The right of these citizens to assemble—and thus their right to protest—is guaranteed in the First Amendment of the Constitution. They and others, who have taken up their cause, come together as individuals to increase their collective influence and authority against powerful opposition. Arrayed against them are the multi-million-dollar Millennium Pipeline Company that is pushing forward with construction and the Federal Energy Regulatory Commission (FERC), which has declined to halt the work. The determined protestors continue to press their case through every means available, including enlisting other individuals and organizations to join their fight. This is grassroots “people power” practiced in a time-honored way.
Another tool of empowerment was the citizens’ online petition, launched in 2011, which demanded that FERC deny approval for the compressor station. It outlined the residents’ health and safety concerns, which they also expressed in municipal public meetings. Among their concerns are the potential for carcinogens to be released into the air and water of their community and the potential impact of noise and vibrations, 24 hours a day, of such a large industrial machine in their midst. Further, the petition listed their grievances, including that there had been no independent health or safety studies and no independent environmental impact reviews had been made.
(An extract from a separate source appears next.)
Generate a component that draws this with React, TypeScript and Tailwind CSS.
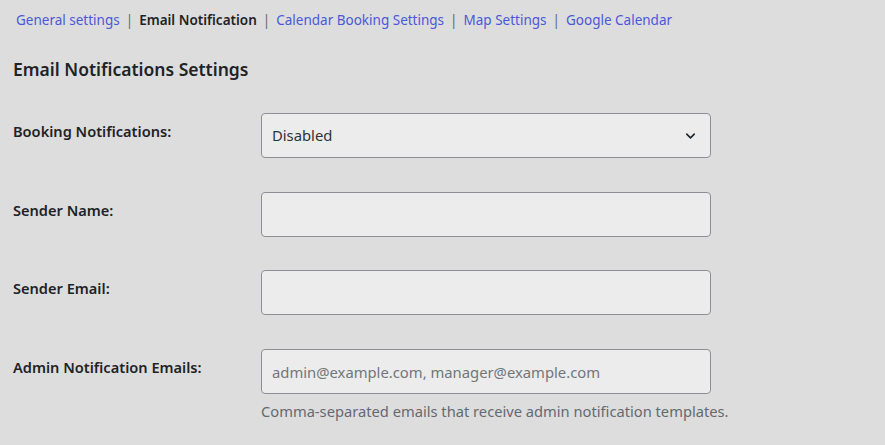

This July, with two of five FERC commissioners dissenting, the commission approved Millennium Pipeline Company’s Minisink project, rejecting an alternative proposal to locate a smaller compressor station at a different, more rural, location that would not impact so many people in a residential community. On September 18 after Minisink Residents for Environmental Preservation and Safety appealed for a rehearing, the commissioners agreed. Yet five days later, they nevertheless authorized construction to commence. On October 9, FERC specifically declined to halt construction. This is one of several injustices the protestors perceive—if a rehearing has been promised, shouldn’t construction be stopped or, at least, shouldn’t the rehearing be expedited? And why is this industrial project being sited in a residential neighborhood in the first place?
Stop Minisink Compressor Station (or StopMCS.org), as the opponents call their group on Facebook and their website, has continued to widen their call for more people to attend their protest rallies. They have won support from U.S. Representative Nan Hayworth and from U.S. Senators Charles Schumer and Kirsten Gillibrand for an expedited FERC rehearing.
This is people power at work. And although this may look like a David and Goliath fight, never underestimate the power of suasion from people who believe they may have everything to lose. After all, Gandhi, the man who said, “You must be the change you wish to see in the world,” persuaded enough of his countrymen to stand up to injustice and, together, they brought down the British Empire in India through peaceful protest and by owning the moral high ground. If the Minisink residents, who clearly feel they own the moral high ground, can enlist enough others to their cause, they may just win their fight.
This is what people power is about—people reclaiming the promised power of democracy—people standing up and saying, “The power is ours.” This brings us back to Tuesday’s election. Turnout among American voters is notoriously low. Perhaps more registered voters should look to the example of Minisink residents by celebrating people power and turning out to vote.